When Huck runs into the men who are looking for slaves, he has a decision to make. At this point, remember, he is still fighting with his conscience. He does not know what to say when he is asked if the man on the raft with him is white or black. He still believes that it is wrong to be on the run with a slave, because that is what society has told him. He has also been told that it is wrong to lie. So he has a moment’s wrestling with his conscience.
I didn't answer up prompt. I tried to, but the words wouldn't come. I tried for a second or two to brace up and out with it, but I warn't man enough—hadn't the spunk of a rabbit. I see I was weakening … (Ch. 16)
Huck thinks that he is acting immoral when he hides Jim, acting out of cowardice or friendship instead of doing what is right. He is putting his own needs and his own moral code above society’s. It does not occur to him yet that society is the one that is wrong.
Huck uses a bit of reverse psychology on the men, begging them to come closer so that they stay away. He never says exactly what is wrong with his “father” and lets their own imaginations do the trick. Pretty soon, not only do they not only not want to investigate, but they do not want to be anywhere near Huck and Jim!
“Keep away, boy—keep to looard. Confound it, I just expect the wind has blowed it to us. Your pap's got the smallpox, and you know it precious well. Why didn't you come out and say so? Do you want to spread it all over?” (Ch. 16)
Now that Huck has convinced them that he and his father have smallpox, the men cannot get away fast enough. Huck really starts to get into the act, saying that everyone they encounter has abandoned them. This tugs on the men’s heartstrings, and far from being suspicious, they are sympathetic. They tell Huck that he is twenty miles from a town, and give him money.
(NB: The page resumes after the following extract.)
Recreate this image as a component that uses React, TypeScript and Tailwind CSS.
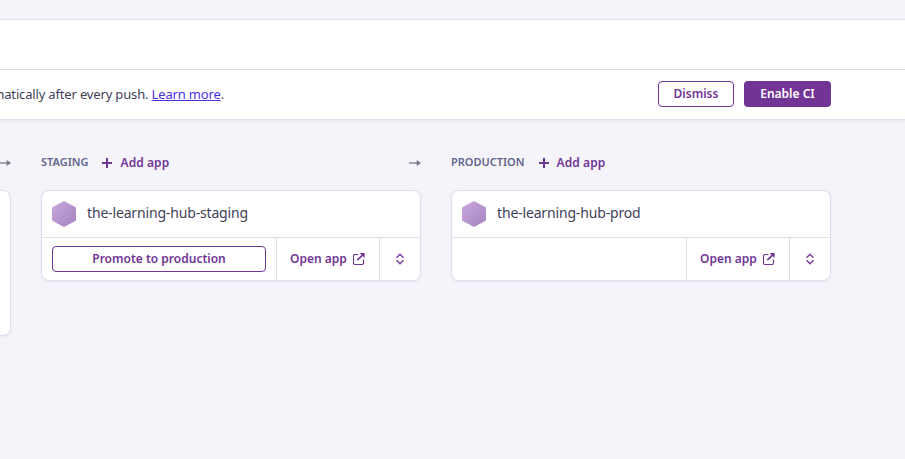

This incident demonstrates Huck’s ingenuity and quick thinking. It also shows his independence. His lifestyle has made him immune to much of society’s indoctrination. Tom Sawyer, for example, would never consider actually freeing a slave moral. He thinks it is all a game. Huck on the other hand independently comes to the conclusion that society is wrong. Slavery is immoral. He decides that if he is going to go to Hell for feeling as he does, that is fine with him.